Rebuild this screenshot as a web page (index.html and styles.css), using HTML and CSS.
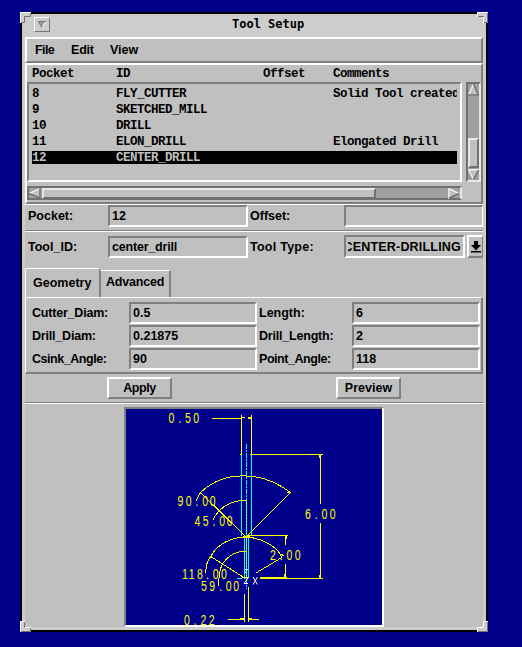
FILE: index.html
```html
<!DOCTYPE html>
<html lang="en">
<head>
<meta charset="utf-8">
<title>Tool Setup</title>
<link rel="stylesheet" href="styles.css">
</head>
<body>
<main class="window">
  <svg class="corner tl" viewBox="0 0 11 11"><path class="face" d="M0 0H11V5H5V11H0Z"/><path class="hi" d="M.5 11V.5H11"/><path class="lo" d="M10.5 1V4.5H4.5V10.5H1"/></svg>
  <svg class="corner tr" viewBox="0 0 11 11"><path class="face" d="M0 0H11V11H6V5H0Z"/><path class="hi" d="M.5 5V.5H11M6.5 5V11"/><path class="lo" d="M1 4.5H6.5M10.5 1V10.5H7"/></svg>
  <svg class="corner bl" viewBox="0 0 11 11"><path class="face" d="M0 0H5V6H11V11H0Z"/><path class="hi" d="M.5 11V.5H5M5 6.5H11"/><path class="lo" d="M4.5 1V6.5M10.5 7V10.5H1"/></svg>
  <svg class="corner br" viewBox="0 0 11 11"><path class="face" d="M6 0H11V11H0V6H6Z"/><path class="hi" d="M11 .5H6.5V6.5H.5V11"/><path class="lo" d="M10.5 1V10.5H1"/></svg>

  <header class="titlebar">
    <button class="sysmenu" aria-label="Window menu"><svg width="8" height="8" viewBox="0 0 8 8"><path d="M0 0H8L4 7Z" fill="#a0a0a0"/><path d="M0 .5H8M.5 0L4 7" fill="none" stroke="#777"/><path d="M7.5 1L4 7.5" stroke="#fff"/></svg></button>
    <h1>Tool Setup</h1>
  </header>

  <nav class="menubar"><span class="m1">File</span><span class="m2">Edit</span><span class="m3">View</span></nav>

  <section class="tools">
    <div class="row head"><span>Pocket</span><span>ID</span><span>Offset</span><span>Comments</span></div>
    <div class="listarea">
      <div class="list">
        <div class="row"><span>8</span><span>FLY_CUTTER</span><span></span><span>Solid Tool created</span></div>
        <div class="row"><span>9</span><span>SKETCHED_MILL</span><span></span><span></span></div>
        <div class="row"><span>10</span><span>DRILL</span><span></span><span></span></div>
        <div class="row"><span>11</span><span>ELON_DRILL</span><span></span><span>Elongated Drill</span></div>
        <div class="row selected"><span>12</span><span>CENTER_DRILL</span><span></span><span></span></div>
      </div>
      <div class="vscroll">
        <svg width="11" height="12" viewBox="0 0 11 12"><path d="M5.5 0L11 12H0Z" fill="#c0c0c0"/><path d="M5.5 0L.7 11" stroke="#eee" stroke-width="1.5"/><path d="M5.5 0L10.5 11H0" fill="none" stroke="#707070" stroke-width="1.5"/></svg>
        <div class="vthumb"></div>
        <svg width="11" height="11" viewBox="0 0 11 11"><path d="M0 0H11L5.5 11Z" fill="#c0c0c0"/><path d="M11 .7H.5L5.5 10.5" fill="none" stroke="#eee" stroke-width="1.4"/><path d="M10.5 1L5.5 10.5" stroke="#707070" stroke-width="1.5"/></svg>
      </div>
    </div>
    <div class="hscroll">
      <svg width="12" height="11" viewBox="0 0 12 11"><path d="M0 5.5L12 0V11Z" fill="#c0c0c0"/><path d="M0 5.5L11 .5" stroke="#eee" stroke-width="1.5"/><path d="M0 5.5L11 10.3V0" fill="none" stroke="#707070" stroke-width="1.5"/></svg>
      <div class="hthumb"></div>
      <svg width="12" height="11" viewBox="0 0 12 11"><path d="M12 5.5L0 0V11Z" fill="#c0c0c0"/><path d="M11 5.5L1 .7V11" fill="none" stroke="#eee" stroke-width="1.5"/><path d="M1 10.3L11 5.5" stroke="#707070" stroke-width="1.5"/></svg>
    </div>
  </section>

  <section class="form">
    <div class="line first">
      <label>Pocket:</label><div class="field">12</div><label class="second">Offset:</label><div class="field edge"></div>
    </div>
    <div class="line second-line">
      <label>Tool_ID:</label><div class="field snug">center_drill</div><label class="second wide">Tool Type:</label>
      <div class="combo"><div class="field"><span class="clip"><span class="type">CENTER-DRILLING</span></span></div>
      <button class="drop" aria-label="Choose type"><svg width="10" height="12" viewBox="0 0 10 12"><path d="M3 0H7V4H10L5 9.5L0 4H3ZM0 10H10V11.5H0Z"/></svg></button></div>
    </div>
  </section>

  <section class="tabs">
    <div class="tab active">Geometry</div><div class="tab other">Advanced</div>
  </section>
  <section class="panel">
    <label class="snug">Cutter_Diam:</label><div class="field">0.5</div><label class="right">Length:</label><div class="field">6</div>
    <label class="snug">Drill_Diam:</label><div class="field">0.21875</div><label class="right snug">Drill_Length:</label><div class="field">2</div>
    <label class="tight">Csink_Angle:</label><div class="field">90</div><label class="right tight">Point_Angle:</label><div class="field">118</div>
  </section>

  <section class="actions"><button class="tight">Apply</button><button>Preview</button></section>

  <section class="preview">
    <svg class="drawing" viewBox="126 409 256 216" width="256" height="216">
      <g class="cyan">
        <path d="M241.5 454V536M251.5 454V536M244.5 537V577M248.5 537V577M237 578.5H242"/>
        <path d="M246.5 444V589" stroke-dasharray="5 1 2 1"/>
      </g>
      <g class="yellow">
        <path d="M212 418.5H242M241.5 415V454M251.5 415V454M240 454.5H242M242 417.5H245M248 417.5H252M248 418.5H251"/>
        <path d="M250 454.5H323M320.5 454V504M319.5 455V458M320.5 523V578M319.5 575V578"/>
        <path d="M248 535.5H288M285.5 535V545M286.5 536V539M285.5 564V577M284.5 574V577M260 577.5H287M260 578.5H323"/>
        <path class="curve" d="M196 501L198 497L201 492A62 62 0 0 1 246 476C263 476 279 484 290.5 492.5L247 536M287 492H290M200 492L245 536"/>
        <path class="curve" d="M213 520Q222 501 246 500M206 573Q205 564 211 556C218 543 233 537 246 537C263 538 278 547 282 558M210 556L243 577M281 558L256 573M284 556L281 554M219 586Q218 572 223 563Q232 551 246 551"/>
        <path d="M246.5 500V577" stroke-dasharray="1 2"/>
        <path d="M244.5 594V622M248.5 587V622M228 619.5H244M240 618.5H244M249 619.5H259M249 618.5H252M243 536.5H250M242 577.5H249"/>
      </g>
      <g class="dim">
        <text transform="translate(168.5 423) scale(.75 1)" x="0 13 22 33">0.50</text>
        <text transform="translate(177.5 505.5) scale(.75 1)" x="0 11 24 33 43">90.00</text>
        <text transform="translate(194.5 525.5) scale(.75 1)" x="0 11 24 33 43">45.00</text>
        <text transform="translate(305 519) scale(.75 1)" x="0 13 22 33">6.00</text>
        <text transform="translate(270 560) scale(.75 1)" x="0 13 22 33">2.00</text>
        <text transform="translate(182 578.5) scale(.75 1)" x="0 9 20 32 41 52">118.00</text>
        <text transform="translate(201 590.5) scale(.75 1)" x="0 11 24 33 43">59.00</text>
        <text transform="translate(184 624.5) scale(.75 1)" x="0 13 22 33">0.22</text>
      </g>
      <path class="axes" d="M245 569.5H247.5L245 573M244 578H248L244 583.5H248M253 577L257.5 584.5M257.5 577L253 584.5"/>
    </svg>
  </section>
</main>
</body>
</html>
```
FILE: styles.css
```css
* { box-sizing: border-box; }
body {
  margin: 0;
  padding: 12px 0 0 20px;
  height: 647px;
  overflow: hidden;
  background: #00008b;
  color: #000;
  font: bold 12.5px/20px "Liberation Sans", sans-serif;
}
svg { display: block; flex: none; }
button { font: inherit; color: inherit; padding: 0; margin: 0; background: #c0c0c0; border-radius: 0; }

.window {
  position: relative;
  width: 468px;
  height: 620px;
  border: 2px solid #000;
  background: #cdcdcd;
  padding: 0 3px 3px;
}
.corner { position: absolute; width: 11px; height: 11px; }
.corner.tl { left: -2px; top: -2px; }
.corner.tr { right: -2px; top: -2px; }
.corner.bl { left: -2px; bottom: -2px; }
.corner.br { right: -2px; bottom: -2px; }
.face { fill: #cdcdcd; }
.hi { fill: none; stroke: #fff; }
.lo { fill: none; stroke: #707070; }

.titlebar { height: 23px; display: flex; padding: 3px 0 0 9px; }
.sysmenu {
  width: 16px; height: 15px;
  display: flex; align-items: center; justify-content: center;
  background: #cdcdcd;
  border: 1px solid; border-color: #fff #777 #777 #fff;
}
.titlebar h1 {
  margin: 0 0 0 182px;
  font: bold 12px/15px "DejaVu Sans Mono", monospace;
  white-space: nowrap;
}

.menubar {
  height: 26px;
  background: #c0c0c0;
  border: 2px solid; border-color: #fff #808080 #808080 #fff;
  display: flex; padding-left: 8px;
  line-height: 22px;
}
.m1 { width: 36px; letter-spacing: -.6px; }
.m2 { width: 39px; letter-spacing: -.2px; }

.tools {
  height: 141px;
  background: #c0c0c0;
  border: 2px solid; border-color: #fff #808080 #808080 #fff;
  font: bold 12.5px/18px "Liberation Mono", monospace;
  letter-spacing: -.5px;
}
.row {
  display: grid;
  grid-template-columns: 84px 147px 70px 124px;
  height: 16px;
  white-space: nowrap;
  overflow: hidden;
}
.head { padding-left: 5px; height: 17px; }
.listarea { display: flex; justify-content: space-between; height: 100px; }
.list {
  width: 435px;
  padding: 1px 3px 0;
  border: 2px solid; border-color: #808080 #fff #fff #808080;
}
.list .row span { overflow: hidden; }
.selected { background: #000; color: #c0c0c0; }
.list .selected { height: 13px; line-height: 14px; margin-top: 2px; }
.vscroll {
  width: 15px;
  background: #a0a0a0;
  border: 2px solid; border-color: #707070 #e8e8e8 #e8e8e8 #707070;
  display: flex; flex-direction: column; justify-content: space-between;
}
.vthumb {
  height: 30px; margin-top: auto; margin-bottom: 1px;
  background: #c0c0c0;
  border: 2px solid; border-color: #e8e8e8 #707070 #707070 #e8e8e8;
}
.hscroll {
  width: 435px; height: 14px; margin-top: 4px;
  background: #a0a0a0;
  border: 2px solid; border-color: #707070 #e8e8e8 #707070 #707070;
  display: flex; justify-content: space-between;
}
.hthumb {
  width: 334px; height: 11px; margin-right: auto; margin-left: 1px;
  background: #c0c0c0;
  border: 2px solid; border-color: #e8e8e8 #707070 #707070 #e8e8e8;
}

.form { background: #c0c0c0; border-top: 1px solid #fff; height: 64px; }
.line { display: grid; grid-template-columns: 83px 140px 96px 139px; }
.first { height: 26px; border-bottom: 1px solid #808080; }
.second-line { height: 37px; padding-top: 4px; border-top: 1px solid #fff; }
.form label { padding-left: 3px; line-height: 22px; }
.form label.second { padding-left: 2px; }
.form label.wide { letter-spacing: .25px; }
.snug { letter-spacing: -.2px; }
.tight { letter-spacing: -.45px; }
.field {
  height: 22px;
  padding-left: 2px;
  line-height: 18px;
  white-space: nowrap;
  border: 2px solid; border-color: #808080 #fff #fff #808080;
}
.edge { border-right-width: 1px; }
.combo { display: flex; gap: 2px; }
.combo .field { width: 121px; height: 23px; margin-top: -1px; }
.clip { display: flex; justify-content: flex-end; width: 113px; overflow: hidden; line-height: 20px; }
.type { letter-spacing: .2px; }
.drop {
  width: 16px; height: 23px; margin-top: -1px;
  border: 2px solid; border-color: #fff #808080 #808080 #fff;
  border-right-width: 1px;
  display: flex; align-items: center; justify-content: center;
}

.tabs { display: flex; background: #c0c0c0; height: 29px; }
.tab { border: 1px solid #fff; border-bottom: 0; }
.active { width: 75px; padding-left: 7px; border-right: 1px solid #808080; border-top-left-radius: 2px; line-height: 29px; }
.other { width: 71px; height: 27px; margin-top: 2px; padding-left: 5px; border-left: 1px solid #808080; border-right: 2px solid #808080; line-height: 23px; letter-spacing: -.2px; }
.panel {
  height: 77px;
  padding: 4px 0 0 6px;
  background: #c0c0c0;
  border: 1px solid #fff; border-right: 2px solid #808080; border-bottom: 2px solid #808080;
  display: grid;
  grid-template-columns: 97px 128px 95px 128px;
  grid-auto-rows: 22px;
  row-gap: 1px;
}
.panel label { line-height: 22px; white-space: nowrap; }
.panel .right { padding-left: 2px; }

.actions {
  height: 29px;
  background: #c0c0c0;
  border-bottom: 1px solid #808080;
  display: flex; gap: 164px;
  padding: 3px 0 0 82px;
}
.actions button {
  width: 65px; height: 22px; line-height: 18px;
  border: 2px solid; border-color: #fff #808080 #808080 #fff;
}
.preview {
  height: 224px;
  background: #c0c0c0;
  border-top: 1px solid #fff;
  padding: 3px 0 0 99px;
}
.drawing {
  box-sizing: content-box;
  background: #00008b;
  border: 2px solid; border-color: #808080 #fff #fff #808080;
}
.cyan path { fill: none; stroke: #0ff; shape-rendering: crispEdges; }
.yellow path { fill: none; stroke: #ff0; shape-rendering: crispEdges; }
.axes { fill: none; stroke: #fff; }
.dim text { fill: #ff0; font: normal 14px "Liberation Sans", sans-serif; }
```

--------------------------------------------------

→ PROBLEM STATEMENT: Collect the lines of the data that carry the word "index".

→ EXERCISE OUTPUT:
Rebuild this screenshot as a web page (index.html and styles.css), using HTML and CSS.
FILE: index.html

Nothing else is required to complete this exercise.